Material to process:

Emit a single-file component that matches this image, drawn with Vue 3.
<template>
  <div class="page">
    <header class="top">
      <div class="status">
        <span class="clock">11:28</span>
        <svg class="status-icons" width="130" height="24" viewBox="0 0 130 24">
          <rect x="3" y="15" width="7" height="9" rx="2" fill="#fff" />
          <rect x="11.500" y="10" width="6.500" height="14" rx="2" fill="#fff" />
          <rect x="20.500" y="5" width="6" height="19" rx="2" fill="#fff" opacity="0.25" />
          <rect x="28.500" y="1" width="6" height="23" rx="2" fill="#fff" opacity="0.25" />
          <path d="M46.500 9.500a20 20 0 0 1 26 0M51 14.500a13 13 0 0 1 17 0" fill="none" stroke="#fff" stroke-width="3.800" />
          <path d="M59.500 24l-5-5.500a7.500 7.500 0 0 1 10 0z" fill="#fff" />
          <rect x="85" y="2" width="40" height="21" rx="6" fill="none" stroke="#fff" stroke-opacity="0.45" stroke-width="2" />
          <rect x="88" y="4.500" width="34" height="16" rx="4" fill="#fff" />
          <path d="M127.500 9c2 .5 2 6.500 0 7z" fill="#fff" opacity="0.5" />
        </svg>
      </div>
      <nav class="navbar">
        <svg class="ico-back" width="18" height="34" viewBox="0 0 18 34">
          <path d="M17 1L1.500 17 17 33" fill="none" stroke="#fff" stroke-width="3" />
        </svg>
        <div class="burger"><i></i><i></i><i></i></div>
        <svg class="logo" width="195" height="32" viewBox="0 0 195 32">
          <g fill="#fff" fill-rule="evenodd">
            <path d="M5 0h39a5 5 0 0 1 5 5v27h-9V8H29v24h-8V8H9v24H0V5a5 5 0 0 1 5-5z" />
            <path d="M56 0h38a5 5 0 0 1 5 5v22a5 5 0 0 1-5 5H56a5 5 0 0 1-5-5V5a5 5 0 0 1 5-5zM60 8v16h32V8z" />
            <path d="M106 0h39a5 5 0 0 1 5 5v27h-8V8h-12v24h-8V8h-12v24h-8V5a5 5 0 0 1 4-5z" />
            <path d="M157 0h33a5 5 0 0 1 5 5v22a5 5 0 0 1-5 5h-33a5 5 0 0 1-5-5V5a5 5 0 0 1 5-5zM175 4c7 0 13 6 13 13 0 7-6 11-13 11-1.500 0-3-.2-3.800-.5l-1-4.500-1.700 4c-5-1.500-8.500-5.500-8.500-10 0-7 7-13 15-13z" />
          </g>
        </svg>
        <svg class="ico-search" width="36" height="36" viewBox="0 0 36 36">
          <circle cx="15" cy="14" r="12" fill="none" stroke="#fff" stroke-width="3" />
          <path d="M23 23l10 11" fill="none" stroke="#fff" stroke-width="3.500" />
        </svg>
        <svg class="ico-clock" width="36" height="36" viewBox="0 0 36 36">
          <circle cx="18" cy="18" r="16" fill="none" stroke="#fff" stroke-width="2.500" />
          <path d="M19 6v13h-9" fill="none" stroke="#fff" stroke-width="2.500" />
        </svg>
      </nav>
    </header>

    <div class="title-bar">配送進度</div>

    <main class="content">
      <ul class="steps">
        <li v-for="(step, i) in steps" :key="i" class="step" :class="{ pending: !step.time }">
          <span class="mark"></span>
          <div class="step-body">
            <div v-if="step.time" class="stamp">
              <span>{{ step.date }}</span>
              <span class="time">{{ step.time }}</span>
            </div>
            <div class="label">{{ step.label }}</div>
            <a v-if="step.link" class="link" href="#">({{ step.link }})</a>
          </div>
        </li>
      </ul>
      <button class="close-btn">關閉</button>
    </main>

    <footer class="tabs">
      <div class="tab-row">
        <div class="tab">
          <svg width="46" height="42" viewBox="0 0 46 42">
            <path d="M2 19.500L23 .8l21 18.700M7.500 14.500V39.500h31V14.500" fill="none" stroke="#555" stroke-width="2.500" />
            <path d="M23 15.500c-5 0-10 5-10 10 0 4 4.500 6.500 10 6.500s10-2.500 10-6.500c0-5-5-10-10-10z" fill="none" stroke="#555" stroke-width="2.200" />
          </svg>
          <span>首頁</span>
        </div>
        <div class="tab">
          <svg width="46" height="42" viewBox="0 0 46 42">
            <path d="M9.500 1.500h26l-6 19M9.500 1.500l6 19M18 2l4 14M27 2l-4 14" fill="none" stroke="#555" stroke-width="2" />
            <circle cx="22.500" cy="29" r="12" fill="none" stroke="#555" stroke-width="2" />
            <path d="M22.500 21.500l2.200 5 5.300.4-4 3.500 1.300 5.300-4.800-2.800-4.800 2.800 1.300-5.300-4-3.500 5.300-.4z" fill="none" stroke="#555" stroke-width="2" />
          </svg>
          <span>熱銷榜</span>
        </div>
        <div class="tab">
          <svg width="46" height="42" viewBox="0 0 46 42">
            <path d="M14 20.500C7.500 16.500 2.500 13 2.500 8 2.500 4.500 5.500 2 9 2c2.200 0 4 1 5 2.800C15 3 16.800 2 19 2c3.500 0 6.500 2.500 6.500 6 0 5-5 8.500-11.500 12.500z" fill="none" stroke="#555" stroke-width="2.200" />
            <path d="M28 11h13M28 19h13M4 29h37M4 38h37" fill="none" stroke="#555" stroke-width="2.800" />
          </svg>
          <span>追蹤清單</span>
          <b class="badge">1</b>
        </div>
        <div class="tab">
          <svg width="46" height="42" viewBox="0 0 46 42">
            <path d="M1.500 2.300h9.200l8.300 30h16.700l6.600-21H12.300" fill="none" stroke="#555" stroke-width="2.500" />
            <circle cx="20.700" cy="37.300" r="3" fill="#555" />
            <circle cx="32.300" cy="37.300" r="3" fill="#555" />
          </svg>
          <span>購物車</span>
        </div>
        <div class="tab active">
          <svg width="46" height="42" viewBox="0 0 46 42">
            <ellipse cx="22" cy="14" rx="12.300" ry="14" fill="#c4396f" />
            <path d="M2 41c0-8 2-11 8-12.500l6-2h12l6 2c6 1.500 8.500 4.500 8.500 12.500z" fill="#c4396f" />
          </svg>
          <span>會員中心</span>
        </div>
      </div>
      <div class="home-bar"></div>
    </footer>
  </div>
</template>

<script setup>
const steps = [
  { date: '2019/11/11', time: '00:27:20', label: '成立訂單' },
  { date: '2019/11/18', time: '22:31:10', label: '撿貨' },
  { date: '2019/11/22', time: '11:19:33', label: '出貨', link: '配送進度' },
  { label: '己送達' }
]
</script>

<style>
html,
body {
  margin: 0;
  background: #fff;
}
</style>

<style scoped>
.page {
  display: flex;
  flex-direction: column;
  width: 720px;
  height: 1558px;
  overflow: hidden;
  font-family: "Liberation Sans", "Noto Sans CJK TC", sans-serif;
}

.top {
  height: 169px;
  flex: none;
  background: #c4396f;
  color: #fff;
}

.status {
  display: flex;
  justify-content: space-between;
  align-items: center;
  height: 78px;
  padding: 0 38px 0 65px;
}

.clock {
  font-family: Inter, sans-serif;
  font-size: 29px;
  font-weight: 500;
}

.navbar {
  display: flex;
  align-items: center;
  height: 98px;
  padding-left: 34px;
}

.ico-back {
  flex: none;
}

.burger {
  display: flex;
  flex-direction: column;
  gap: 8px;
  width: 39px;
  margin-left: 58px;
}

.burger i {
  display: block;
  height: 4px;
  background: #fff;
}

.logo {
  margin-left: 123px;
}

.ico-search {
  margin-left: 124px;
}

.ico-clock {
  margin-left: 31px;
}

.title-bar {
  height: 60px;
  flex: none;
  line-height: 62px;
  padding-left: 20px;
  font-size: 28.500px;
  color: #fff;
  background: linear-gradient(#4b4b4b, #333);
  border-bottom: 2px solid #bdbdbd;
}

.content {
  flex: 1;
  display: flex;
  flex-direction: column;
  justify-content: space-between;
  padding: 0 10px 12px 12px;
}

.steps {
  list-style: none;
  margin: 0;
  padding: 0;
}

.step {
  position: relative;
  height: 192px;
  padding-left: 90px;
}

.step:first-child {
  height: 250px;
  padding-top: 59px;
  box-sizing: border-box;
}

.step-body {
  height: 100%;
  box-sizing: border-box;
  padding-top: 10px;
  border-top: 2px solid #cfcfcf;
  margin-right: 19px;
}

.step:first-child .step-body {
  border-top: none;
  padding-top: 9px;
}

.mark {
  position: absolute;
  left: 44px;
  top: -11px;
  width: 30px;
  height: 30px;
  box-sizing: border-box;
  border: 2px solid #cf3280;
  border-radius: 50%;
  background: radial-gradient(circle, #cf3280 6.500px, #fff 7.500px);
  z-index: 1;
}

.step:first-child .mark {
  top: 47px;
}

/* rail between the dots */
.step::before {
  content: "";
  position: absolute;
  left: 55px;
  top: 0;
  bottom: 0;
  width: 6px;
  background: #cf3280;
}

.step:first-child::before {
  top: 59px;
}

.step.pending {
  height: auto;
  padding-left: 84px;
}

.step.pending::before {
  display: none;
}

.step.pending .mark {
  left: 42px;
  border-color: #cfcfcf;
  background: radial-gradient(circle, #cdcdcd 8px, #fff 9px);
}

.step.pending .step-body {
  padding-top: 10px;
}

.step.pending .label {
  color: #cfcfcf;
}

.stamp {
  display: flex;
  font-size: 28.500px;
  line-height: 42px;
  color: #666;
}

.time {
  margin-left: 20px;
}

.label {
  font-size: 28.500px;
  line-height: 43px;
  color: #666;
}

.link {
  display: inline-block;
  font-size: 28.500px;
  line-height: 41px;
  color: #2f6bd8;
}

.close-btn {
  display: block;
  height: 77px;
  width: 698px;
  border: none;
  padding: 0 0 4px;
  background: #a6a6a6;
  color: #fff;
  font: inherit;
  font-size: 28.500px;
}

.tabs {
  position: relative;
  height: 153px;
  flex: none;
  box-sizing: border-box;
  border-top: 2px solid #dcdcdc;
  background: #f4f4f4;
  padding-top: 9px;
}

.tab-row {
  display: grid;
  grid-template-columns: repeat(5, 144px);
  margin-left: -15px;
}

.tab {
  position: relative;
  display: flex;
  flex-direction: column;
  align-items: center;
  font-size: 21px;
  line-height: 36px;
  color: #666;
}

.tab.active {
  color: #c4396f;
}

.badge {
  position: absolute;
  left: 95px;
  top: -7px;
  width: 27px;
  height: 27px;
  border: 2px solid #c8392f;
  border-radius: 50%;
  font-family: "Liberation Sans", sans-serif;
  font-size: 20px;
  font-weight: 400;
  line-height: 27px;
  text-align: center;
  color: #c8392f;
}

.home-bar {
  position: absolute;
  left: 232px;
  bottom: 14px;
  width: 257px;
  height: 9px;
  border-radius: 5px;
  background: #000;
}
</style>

...

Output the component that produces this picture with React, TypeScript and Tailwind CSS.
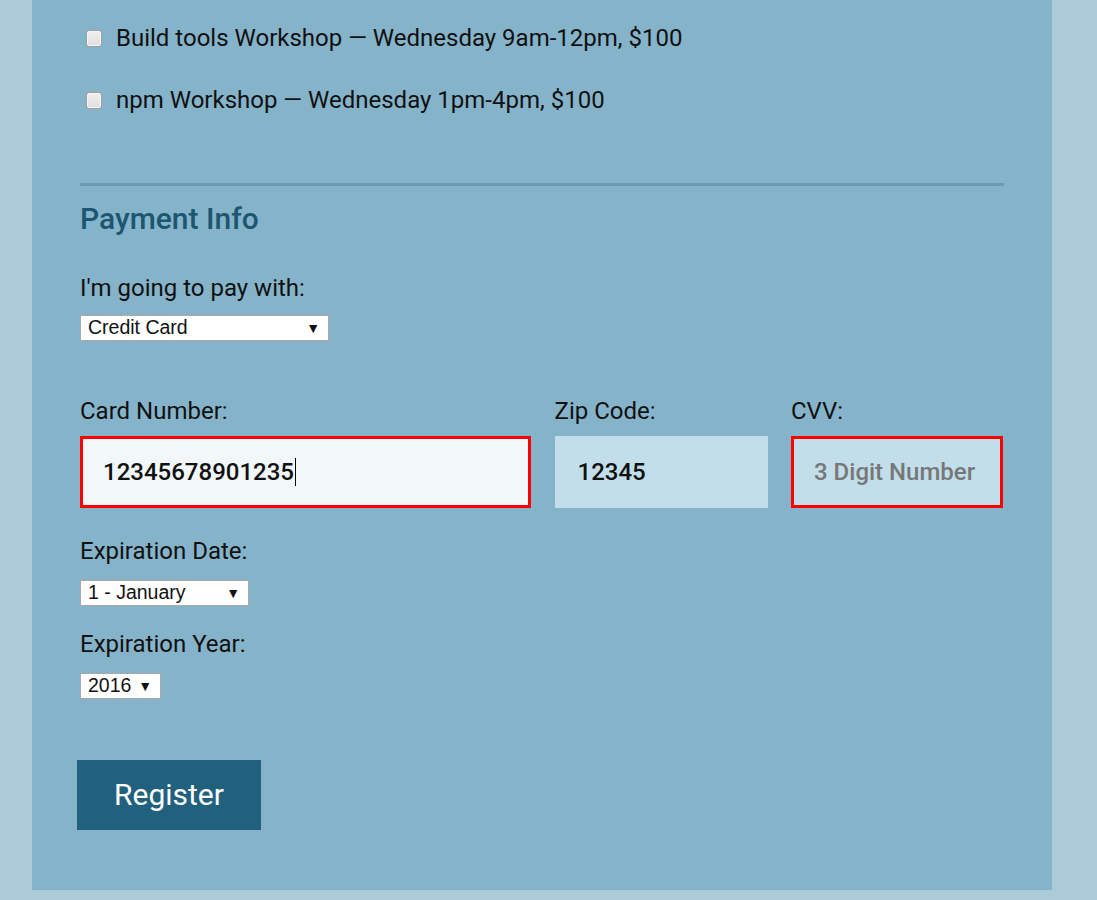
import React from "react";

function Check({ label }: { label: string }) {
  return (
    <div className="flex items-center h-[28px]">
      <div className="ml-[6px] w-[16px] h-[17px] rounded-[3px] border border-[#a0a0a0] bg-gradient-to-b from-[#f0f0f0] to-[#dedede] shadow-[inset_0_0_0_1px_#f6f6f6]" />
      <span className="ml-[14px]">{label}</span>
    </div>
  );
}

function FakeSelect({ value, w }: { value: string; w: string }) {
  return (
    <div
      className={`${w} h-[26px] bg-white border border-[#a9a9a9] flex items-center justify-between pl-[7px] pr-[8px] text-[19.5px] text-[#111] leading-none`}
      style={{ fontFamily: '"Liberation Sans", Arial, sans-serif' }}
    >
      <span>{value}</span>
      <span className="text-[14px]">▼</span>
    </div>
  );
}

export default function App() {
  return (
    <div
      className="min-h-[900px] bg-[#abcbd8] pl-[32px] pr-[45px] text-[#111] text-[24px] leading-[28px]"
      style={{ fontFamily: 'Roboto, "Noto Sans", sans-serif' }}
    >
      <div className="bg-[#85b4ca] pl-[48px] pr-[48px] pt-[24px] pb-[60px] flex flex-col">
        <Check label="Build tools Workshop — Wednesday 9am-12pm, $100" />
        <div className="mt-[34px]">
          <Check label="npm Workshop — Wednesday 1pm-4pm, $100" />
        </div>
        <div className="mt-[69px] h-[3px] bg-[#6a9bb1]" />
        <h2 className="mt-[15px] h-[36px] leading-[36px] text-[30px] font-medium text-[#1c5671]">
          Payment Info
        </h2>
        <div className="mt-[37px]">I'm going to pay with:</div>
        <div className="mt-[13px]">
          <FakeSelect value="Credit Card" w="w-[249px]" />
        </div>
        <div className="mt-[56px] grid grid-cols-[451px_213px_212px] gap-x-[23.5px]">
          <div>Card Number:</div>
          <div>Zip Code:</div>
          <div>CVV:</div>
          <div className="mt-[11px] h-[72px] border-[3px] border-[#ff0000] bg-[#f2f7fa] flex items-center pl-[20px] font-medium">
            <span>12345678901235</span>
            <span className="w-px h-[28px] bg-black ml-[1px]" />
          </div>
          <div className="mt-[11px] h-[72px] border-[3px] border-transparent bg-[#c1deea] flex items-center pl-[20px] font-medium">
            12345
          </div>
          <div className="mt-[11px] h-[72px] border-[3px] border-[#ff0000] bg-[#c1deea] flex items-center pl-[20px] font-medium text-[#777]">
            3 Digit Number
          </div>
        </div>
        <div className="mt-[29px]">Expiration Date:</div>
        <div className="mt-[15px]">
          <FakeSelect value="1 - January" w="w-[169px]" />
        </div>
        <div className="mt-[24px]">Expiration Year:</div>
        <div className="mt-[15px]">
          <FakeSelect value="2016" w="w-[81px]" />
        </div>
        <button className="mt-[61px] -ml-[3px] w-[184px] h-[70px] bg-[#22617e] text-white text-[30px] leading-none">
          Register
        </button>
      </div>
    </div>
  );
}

* * *

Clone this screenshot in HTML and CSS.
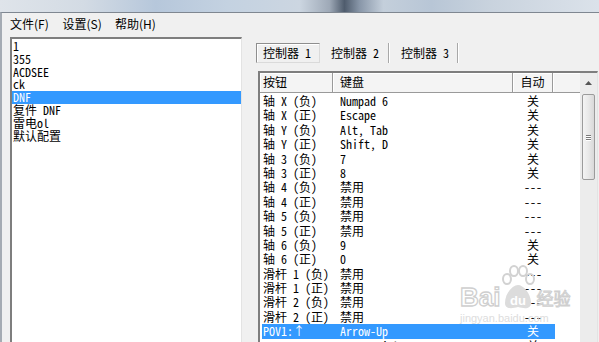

Written instruction: Find the word "component" in the records and pull out each line that has it.

Complete response:
Emit a single-file component that matches this image, drawn with Vue 3.
Output the component that produces this picture with React, TypeScript and Tailwind CSS.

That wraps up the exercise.